# Short problem
Each entry must appear again exactly as it does in the source.

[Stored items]

§

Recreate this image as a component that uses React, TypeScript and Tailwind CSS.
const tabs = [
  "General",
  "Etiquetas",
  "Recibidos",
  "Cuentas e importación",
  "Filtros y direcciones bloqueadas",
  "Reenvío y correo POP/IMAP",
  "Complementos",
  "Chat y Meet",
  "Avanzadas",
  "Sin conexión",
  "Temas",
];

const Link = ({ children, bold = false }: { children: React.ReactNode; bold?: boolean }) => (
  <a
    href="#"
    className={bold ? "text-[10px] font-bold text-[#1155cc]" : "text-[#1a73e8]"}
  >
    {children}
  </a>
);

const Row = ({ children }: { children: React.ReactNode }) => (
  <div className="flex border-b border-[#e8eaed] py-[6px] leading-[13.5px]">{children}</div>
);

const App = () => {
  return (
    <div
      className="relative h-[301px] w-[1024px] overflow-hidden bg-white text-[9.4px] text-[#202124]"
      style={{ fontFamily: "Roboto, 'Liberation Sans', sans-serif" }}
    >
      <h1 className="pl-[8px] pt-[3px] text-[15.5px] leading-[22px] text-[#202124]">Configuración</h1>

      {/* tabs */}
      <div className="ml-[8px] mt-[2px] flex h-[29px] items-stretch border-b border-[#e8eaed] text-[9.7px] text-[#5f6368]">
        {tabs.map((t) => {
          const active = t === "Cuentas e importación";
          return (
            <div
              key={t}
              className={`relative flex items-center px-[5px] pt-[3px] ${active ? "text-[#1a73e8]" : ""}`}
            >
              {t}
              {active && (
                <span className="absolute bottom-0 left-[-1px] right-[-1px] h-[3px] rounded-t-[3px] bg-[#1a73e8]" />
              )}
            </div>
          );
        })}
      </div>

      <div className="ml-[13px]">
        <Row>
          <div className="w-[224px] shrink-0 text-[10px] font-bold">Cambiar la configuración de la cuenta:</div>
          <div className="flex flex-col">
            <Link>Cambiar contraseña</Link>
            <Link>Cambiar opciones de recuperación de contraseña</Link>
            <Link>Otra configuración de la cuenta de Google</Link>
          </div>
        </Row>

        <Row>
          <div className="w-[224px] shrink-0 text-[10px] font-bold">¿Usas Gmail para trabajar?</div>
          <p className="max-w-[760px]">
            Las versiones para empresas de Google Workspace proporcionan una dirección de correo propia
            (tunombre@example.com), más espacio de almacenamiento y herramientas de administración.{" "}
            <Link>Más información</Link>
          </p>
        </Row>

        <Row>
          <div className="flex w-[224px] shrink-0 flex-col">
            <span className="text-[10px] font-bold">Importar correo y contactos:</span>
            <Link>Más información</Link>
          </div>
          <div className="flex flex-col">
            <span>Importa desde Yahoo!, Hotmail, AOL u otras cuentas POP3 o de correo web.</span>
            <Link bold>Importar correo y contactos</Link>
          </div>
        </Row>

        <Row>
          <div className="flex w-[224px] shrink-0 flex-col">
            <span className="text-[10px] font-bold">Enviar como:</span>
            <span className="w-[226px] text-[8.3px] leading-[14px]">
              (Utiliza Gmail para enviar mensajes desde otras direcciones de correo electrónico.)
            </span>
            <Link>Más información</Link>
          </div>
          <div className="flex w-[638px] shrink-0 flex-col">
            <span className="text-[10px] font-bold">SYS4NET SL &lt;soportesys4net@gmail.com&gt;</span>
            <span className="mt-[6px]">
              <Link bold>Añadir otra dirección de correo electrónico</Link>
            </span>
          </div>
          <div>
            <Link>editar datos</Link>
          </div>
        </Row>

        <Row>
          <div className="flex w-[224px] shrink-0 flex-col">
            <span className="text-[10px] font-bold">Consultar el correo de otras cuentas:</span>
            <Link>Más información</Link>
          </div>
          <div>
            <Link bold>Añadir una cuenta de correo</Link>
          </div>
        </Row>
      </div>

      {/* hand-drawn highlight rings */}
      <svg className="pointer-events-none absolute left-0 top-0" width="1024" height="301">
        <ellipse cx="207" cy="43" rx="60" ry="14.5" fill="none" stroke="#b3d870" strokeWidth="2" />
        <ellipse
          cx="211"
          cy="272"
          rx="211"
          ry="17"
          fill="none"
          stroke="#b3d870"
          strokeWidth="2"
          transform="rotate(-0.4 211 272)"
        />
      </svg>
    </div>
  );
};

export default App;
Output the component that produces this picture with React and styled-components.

§

# Answer
Recreate this image as a component that uses React, TypeScript and Tailwind CSS.
const tabs = [
  "General",
  "Etiquetas",
  "Recibidos",
  "Cuentas e importación",
  "Filtros y direcciones bloqueadas",
  "Reenvío y correo POP/IMAP",
  "Complementos",
  "Chat y Meet",
  "Avanzadas",
  "Sin conexión",
  "Temas",
];

const Link = ({ children, bold = false }: { children: React.ReactNode; bold?: boolean }) => (
  <a
    href="#"
    className={bold ? "text-[10px] font-bold text-[#1155cc]" : "text-[#1a73e8]"}
  >
    {children}
  </a>
);

const Row = ({ children }: { children: React.ReactNode }) => (
  <div className="flex border-b border-[#e8eaed] py-[6px] leading-[13.5px]">{children}</div>
);

const App = () => {
  return (
    <div
      className="relative h-[301px] w-[1024px] overflow-hidden bg-white text-[9.4px] text-[#202124]"
      style={{ fontFamily: "Roboto, 'Liberation Sans', sans-serif" }}
    >
      <h1 className="pl-[8px] pt-[3px] text-[15.5px] leading-[22px] text-[#202124]">Configuración</h1>

      {/* tabs */}
      <div className="ml-[8px] mt-[2px] flex h-[29px] items-stretch border-b border-[#e8eaed] text-[9.7px] text-[#5f6368]">
        {tabs.map((t) => {
          const active = t === "Cuentas e importación";
          return (
            <div
              key={t}
              className={`relative flex items-center px-[5px] pt-[3px] ${active ? "text-[#1a73e8]" : ""}`}
            >
              {t}
              {active && (
                <span className="absolute bottom-0 left-[-1px] right-[-1px] h-[3px] rounded-t-[3px] bg-[#1a73e8]" />
              )}
            </div>
          );
        })}
      </div>

      <div className="ml-[13px]">
        <Row>
          <div className="w-[224px] shrink-0 text-[10px] font-bold">Cambiar la configuración de la cuenta:</div>
          <div className="flex flex-col">
            <Link>Cambiar contraseña</Link>
            <Link>Cambiar opciones de recuperación de contraseña</Link>
            <Link>Otra configuración de la cuenta de Google</Link>
          </div>
        </Row>

        <Row>
          <div className="w-[224px] shrink-0 text-[10px] font-bold">¿Usas Gmail para trabajar?</div>
          <p className="max-w-[760px]">
            Las versiones para empresas de Google Workspace proporcionan una dirección de correo propia
            (tunombre@example.com), más espacio de almacenamiento y herramientas de administración.{" "}
            <Link>Más información</Link>
          </p>
        </Row>

        <Row>
          <div className="flex w-[224px] shrink-0 flex-col">
            <span className="text-[10px] font-bold">Importar correo y contactos:</span>
            <Link>Más información</Link>
          </div>
          <div className="flex flex-col">
            <span>Importa desde Yahoo!, Hotmail, AOL u otras cuentas POP3 o de correo web.</span>
            <Link bold>Importar correo y contactos</Link>
          </div>
        </Row>

        <Row>
          <div className="flex w-[224px] shrink-0 flex-col">
            <span className="text-[10px] font-bold">Enviar como:</span>
            <span className="w-[226px] text-[8.3px] leading-[14px]">
              (Utiliza Gmail para enviar mensajes desde otras direcciones de correo electrónico.)
            </span>
            <Link>Más información</Link>
          </div>
          <div className="flex w-[638px] shrink-0 flex-col">
            <span className="text-[10px] font-bold">SYS4NET SL &lt;soportesys4net@gmail.com&gt;</span>
            <span className="mt-[6px]">
              <Link bold>Añadir otra dirección de correo electrónico</Link>
            </span>
          </div>
          <div>
            <Link>editar datos</Link>
          </div>
        </Row>

        <Row>
          <div className="flex w-[224px] shrink-0 flex-col">
            <span className="text-[10px] font-bold">Consultar el correo de otras cuentas:</span>
            <Link>Más información</Link>
          </div>
          <div>
            <Link bold>Añadir una cuenta de correo</Link>
          </div>
        </Row>
      </div>

      {/* hand-drawn highlight rings */}
      <svg className="pointer-events-none absolute left-0 top-0" width="1024" height="301">
        <ellipse cx="207" cy="43" rx="60" ry="14.5" fill="none" stroke="#b3d870" strokeWidth="2" />
        <ellipse
          cx="211"
          cy="272"
          rx="211"
          ry="17"
          fill="none"
          stroke="#b3d870"
          strokeWidth="2"
          transform="rotate(-0.4 211 272)"
        />
      </svg>
    </div>
  );
};

export default App;
Output the component that produces this picture with React and styled-components.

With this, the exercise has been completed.